On blow up of $C^1$ solutions of isentropic Euler system
Shyam Sundar Ghoshal, Animesh Jana
Abstract
In this article, we study the break-down of smooth and continuous solutions to isentropic Euler system in multi dimension. Sideris [Comm. Math. Phys. 1985] proved the blow up of smooth solutions when initial data satisfies an `integral condition'. We show that a $C^1$ solution of isentropic Euler equation breaks down if (i) gradient of initial velocity has a negative real eigenvalue at some point $x_0\in\mathbb{R}^d$ and (ii) Hessian of initial density satisfies a smallness condition in Sobolev space. Our proof also works for the data which fails to satisfy the above-mentioned `integral condition'. Furthermore, we prove the global existence of smooth solution when (i) eigenvalues of gradient of initial velocity have non-negative real-part and (ii) initial density satisfies a smallness condition.

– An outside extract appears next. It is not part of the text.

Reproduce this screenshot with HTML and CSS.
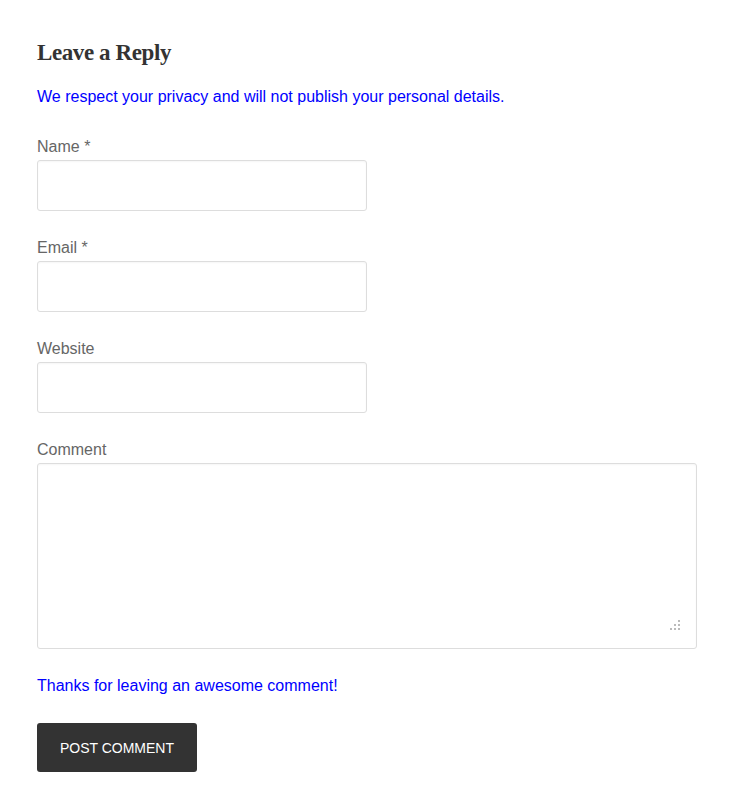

This extends the global existence result of [Grassin, Indiana Univ. Math. J. 1998]. Another goal of this article is to study the breakdown of continuous weak solutions of isentropic Euler equations. We are able to show that the `integral condition' of Sideris can cause the breakdown of continuous solutions in finite time. This improves the blow up result of Sideris from $C^1$ to continuous space.